- _GOAL OF THE EXERCISE_: All of the material should be reproduced exactly, with pictures left out.

- _DATA EXCERPT_:
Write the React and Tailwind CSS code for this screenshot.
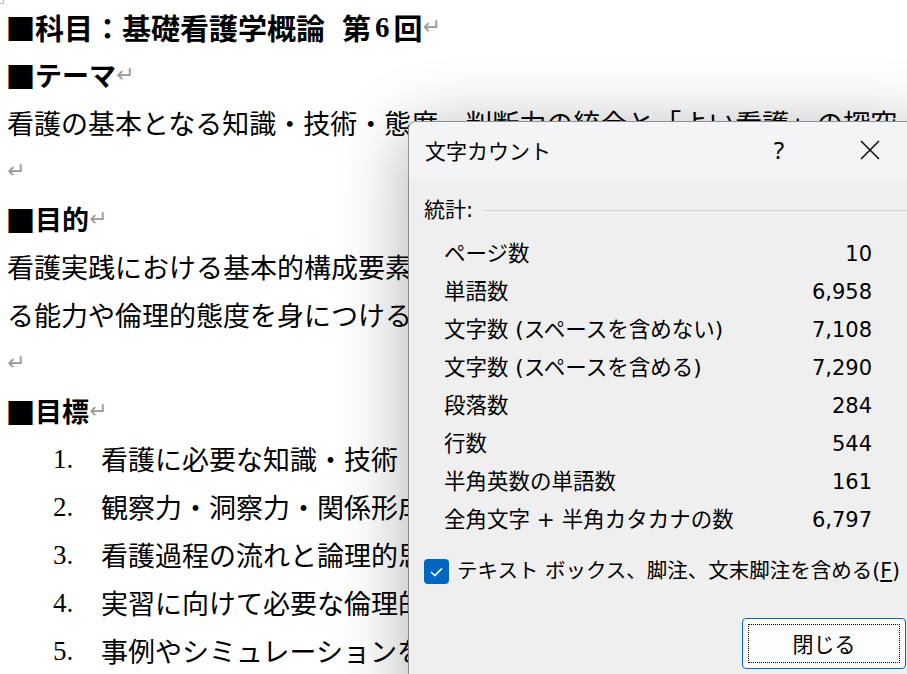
import React from "react";

const docFont = {
  fontFamily: '"Noto Sans CJK JP", "Liberation Serif", sans-serif',
};
const serif = { fontFamily: '"Liberation Serif", serif' };

function Ret() {
  return (
    <span className="text-[#9a9a9a] text-[22px] font-normal" style={{ fontFamily: '"DejaVu Sans", sans-serif' }}>
      ↵
    </span>
  );
}

function Sq() {
  return (
    <span className="inline-flex w-[27px] justify-center text-[30px] leading-none font-normal">■</span>
  );
}

function Line({ children, bold, size }) {
  return (
    <div className={"h-[48px] leading-[48px] flex items-center " + (bold ? "font-bold " : "font-normal ") + (size || "")}>
      <span className="inline-flex items-center">{children}</span>
    </div>
  );
}

function Item({ n, text }) {
  return (
    <div className="h-[48px] flex items-center">
      <span className="w-[46px] shrink-0"></span>
      <span className="w-[48px] shrink-0 inline-block" style={serif}>
        {n}.
      </span>
      <span>{text}</span>
    </div>
  );
}

const stats = [
  ["ページ数", "10"],
  ["単語数", "6,958"],
  ["文字数 (スペースを含めない)", "7,108"],
  ["文字数 (スペースを含める)", "7,290"],
  ["段落数", "284"],
  ["行数", "544"],
  ["半角英数の単語数", "161"],
  ["全角文字 + 半角カタカナの数", "6,797"],
];

const uiFont = { fontFamily: '"DejaVu Sans", "Noto Sans CJK JP", sans-serif' };

export default function App() {
  return (
    <div className="relative w-[907px] h-[674px] overflow-hidden bg-white">
      <div className="absolute left-0 top-0 w-[4px] h-[4px] border-r border-b border-[#bbb]"></div>
      <div className="pl-[7px] pt-[3px] text-[27px] text-black whitespace-nowrap" style={docFont}>
        <Line bold size="text-[29px]">
          <Sq />
          <span className="ml-[1px]">科目：基礎看護学概論</span>
          <span className="ml-[17px]">第</span>
          <span className="mx-[4px]" style={serif}>
            6
          </span>
          <span>回</span>
          <Ret />
        </Line>
        <Line bold>
          <Sq />
          <span className="ml-[1px]">テーマ</span>
          <Ret />
        </Line>
        <Line>看護の基本となる知識・技術・態度・判断力の統合と「よい看護」の探究</Line>
        <Line>
          <Ret />
        </Line>
        <Line bold>
          <Sq />
          <span className="ml-[1px]">目的</span>
          <Ret />
        </Line>
        <Line>看護実践における基本的構成要素を理解し、看護の本質を考え</Line>
        <Line>る能力や倫理的態度を身につける。</Line>
        <Line>
          <Ret />
        </Line>
        <Line bold>
          <Sq />
          <span className="ml-[1px]">目標</span>
          <Ret />
        </Line>
        <Item n="1" text="看護に必要な知識・技術・態度を理解する" />
        <Item n="2" text="観察力・洞察力・関係形成力を養う" />
        <Item n="3" text="看護過程の流れと論理的思考を学ぶ" />
        <Item n="4" text="実習に向けて必要な倫理的態度を身につける" />
        <Item n="5" text="事例やシミュレーションを通して考える" />
      </div>

      <div
        className="absolute left-[408px] top-[121px] w-[520px] h-[600px] rounded-tl-[8px] border-l border-t border-[#8f8f8f] bg-[#efefef] shadow-[0_10px_70px_rgba(0,0,0,0.32)] overflow-hidden text-black"
        style={{ fontFamily: '"Noto Sans CJK JP", "Noto Sans", sans-serif' }}
      >
        <div className="w-[498px] h-[56px] bg-[#f3f4f6] flex items-center pl-[16px] pr-[14px]">
          <span className="text-[21px] leading-none">文字カウント</span>
          <span className="ml-auto w-[46px] text-center text-[24px] leading-none" style={{ fontFamily: '"Noto Sans", sans-serif' }}>
            ?
          </span>
          <span className="ml-[45px] w-[46px] flex justify-center">
            <svg width="22" height="22" viewBox="0 0 22 22">
              <path d="M2 2 L20 20 M20 2 L2 20" stroke="#111" strokeWidth="1.6" fill="none" />
            </svg>
          </span>
        </div>
        <div className="w-[498px] pl-[15px] pt-[20px]">
          <div className="h-[24px] flex items-center">
            <span className="text-[21px] leading-none" style={uiFont}>
              統計:
            </span>
            <span className="ml-[10px] flex-1 h-px bg-[#d4d4d4]"></span>
          </div>
          <div className="ml-[20px] w-[428px] mt-[13px]">
            {stats.map(([k, v]) => (
              <div key={k} className="h-[38px] flex items-center justify-between text-[21.5px] leading-none">
                <span style={uiFont}>{k}</span>
                <span className="text-[21px]" style={uiFont}>
                  {v}
                </span>
              </div>
            ))}
          </div>
          <div className="mt-[20px] flex items-center h-[25px]">
            <span className="w-[25px] h-[25px] shrink-0 rounded-[4px] bg-[#0067c0] flex items-center justify-center">
              <svg width="13" height="10" viewBox="0 0 13 10">
                <path d="M1 5 L4.8 8.6 L12 1.4" stroke="white" strokeWidth="1.5" fill="none" />
              </svg>
            </span>
            <span className="ml-[8px] text-[20.5px] leading-none whitespace-nowrap" style={uiFont}>
              テキスト ボックス、脚注、文末脚注を含める(<span className="underline underline-offset-2">F</span>)
            </span>
          </div>
          <div className="mt-[34px] flex justify-end pr-[1px]">
            <div className="w-[164px] h-[51px] rounded-[4px] border-[1.5px] border-[#0067c0] bg-[#fdfdfd] p-[5px]">
              <div className="w-full h-full border border-dotted border-black flex items-center justify-center text-[21px] leading-none">
                閉じる
              </div>
            </div>
          </div>
        </div>
      </div>
    </div>
  );
}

- _TASK RESPONSE_:
Write the React and Tailwind CSS code for this screenshot.
import React from "react";

const docFont = {
  fontFamily: '"Noto Sans CJK JP", "Liberation Serif", sans-serif',
};
const serif = { fontFamily: '"Liberation Serif", serif' };

function Ret() {
  return (
    <span className="text-[#9a9a9a] text-[22px] font-normal" style={{ fontFamily: '"DejaVu Sans", sans-serif' }}>
      ↵
    </span>
  );
}

function Sq() {
  return (
    <span className="inline-flex w-[27px] justify-center text-[30px] leading-none font-normal">■</span>
  );
}

function Line({ children, bold, size }) {
  return (
    <div className={"h-[48px] leading-[48px] flex items-center " + (bold ? "font-bold " : "font-normal ") + (size || "")}>
      <span className="inline-flex items-center">{children}</span>
    </div>
  );
}

function Item({ n, text }) {
  return (
    <div className="h-[48px] flex items-center">
      <span className="w-[46px] shrink-0"></span>
      <span className="w-[48px] shrink-0 inline-block" style={serif}>
        {n}.
      </span>
      <span>{text}</span>
    </div>
  );
}

const stats = [
  ["ページ数", "10"],
  ["単語数", "6,958"],
  ["文字数 (スペースを含めない)", "7,108"],
  ["文字数 (スペースを含める)", "7,290"],
  ["段落数", "284"],
  ["行数", "544"],
  ["半角英数の単語数", "161"],
  ["全角文字 + 半角カタカナの数", "6,797"],
];

const uiFont = { fontFamily: '"DejaVu Sans", "Noto Sans CJK JP", sans-serif' };

export default function App() {
  return (
    <div className="relative w-[907px] h-[674px] overflow-hidden bg-white">
      <div className="absolute left-0 top-0 w-[4px] h-[4px] border-r border-b border-[#bbb]"></div>
      <div className="pl-[7px] pt-[3px] text-[27px] text-black whitespace-nowrap" style={docFont}>
        <Line bold size="text-[29px]">
          <Sq />
          <span className="ml-[1px]">科目：基礎看護学概論</span>
          <span className="ml-[17px]">第</span>
          <span className="mx-[4px]" style={serif}>
            6
          </span>
          <span>回</span>
          <Ret />
        </Line>
        <Line bold>
          <Sq />
          <span className="ml-[1px]">テーマ</span>
          <Ret />
        </Line>
        <Line>看護の基本となる知識・技術・態度・判断力の統合と「よい看護」の探究</Line>
        <Line>
          <Ret />
        </Line>
        <Line bold>
          <Sq />
          <span className="ml-[1px]">目的</span>
          <Ret />
        </Line>
        <Line>看護実践における基本的構成要素を理解し、看護の本質を考え</Line>
        <Line>る能力や倫理的態度を身につける。</Line>
        <Line>
          <Ret />
        </Line>
        <Line bold>
          <Sq />
          <span className="ml-[1px]">目標</span>
          <Ret />
        </Line>
        <Item n="1" text="看護に必要な知識・技術・態度を理解する" />
        <Item n="2" text="観察力・洞察力・関係形成力を養う" />
        <Item n="3" text="看護過程の流れと論理的思考を学ぶ" />
        <Item n="4" text="実習に向けて必要な倫理的態度を身につける" />
        <Item n="5" text="事例やシミュレーションを通して考える" />
      </div>

      <div
        className="absolute left-[408px] top-[121px] w-[520px] h-[600px] rounded-tl-[8px] border-l border-t border-[#8f8f8f] bg-[#efefef] shadow-[0_10px_70px_rgba(0,0,0,0.32)] overflow-hidden text-black"
        style={{ fontFamily: '"Noto Sans CJK JP", "Noto Sans", sans-serif' }}
      >
        <div className="w-[498px] h-[56px] bg-[#f3f4f6] flex items-center pl-[16px] pr-[14px]">
          <span className="text-[21px] leading-none">文字カウント</span>
          <span className="ml-auto w-[46px] text-center text-[24px] leading-none" style={{ fontFamily: '"Noto Sans", sans-serif' }}>
            ?
          </span>
          <span className="ml-[45px] w-[46px] flex justify-center">
            <svg width="22" height="22" viewBox="0 0 22 22">
              <path d="M2 2 L20 20 M20 2 L2 20" stroke="#111" strokeWidth="1.6" fill="none" />
            </svg>
          </span>
        </div>
        <div className="w-[498px] pl-[15px] pt-[20px]">
          <div className="h-[24px] flex items-center">
            <span className="text-[21px] leading-none" style={uiFont}>
              統計:
            </span>
            <span className="ml-[10px] flex-1 h-px bg-[#d4d4d4]"></span>
          </div>
          <div className="ml-[20px] w-[428px] mt-[13px]">
            {stats.map(([k, v]) => (
              <div key={k} className="h-[38px] flex items-center justify-between text-[21.5px] leading-none">
                <span style={uiFont}>{k}</span>
                <span className="text-[21px]" style={uiFont}>
                  {v}
                </span>
              </div>
            ))}
          </div>
          <div className="mt-[20px] flex items-center h-[25px]">
            <span className="w-[25px] h-[25px] shrink-0 rounded-[4px] bg-[#0067c0] flex items-center justify-center">
              <svg width="13" height="10" viewBox="0 0 13 10">
                <path d="M1 5 L4.8 8.6 L12 1.4" stroke="white" strokeWidth="1.5" fill="none" />
              </svg>
            </span>
            <span className="ml-[8px] text-[20.5px] leading-none whitespace-nowrap" style={uiFont}>
              テキスト ボックス、脚注、文末脚注を含める(<span className="underline underline-offset-2">F</span>)
            </span>
          </div>
          <div className="mt-[34px] flex justify-end pr-[1px]">
            <div className="w-[164px] h-[51px] rounded-[4px] border-[1.5px] border-[#0067c0] bg-[#fdfdfd] p-[5px]">
              <div className="w-full h-full border border-dotted border-black flex items-center justify-center text-[21px] leading-none">
                閉じる
              </div>
            </div>
          </div>
        </div>
      </div>
    </div>
  );
}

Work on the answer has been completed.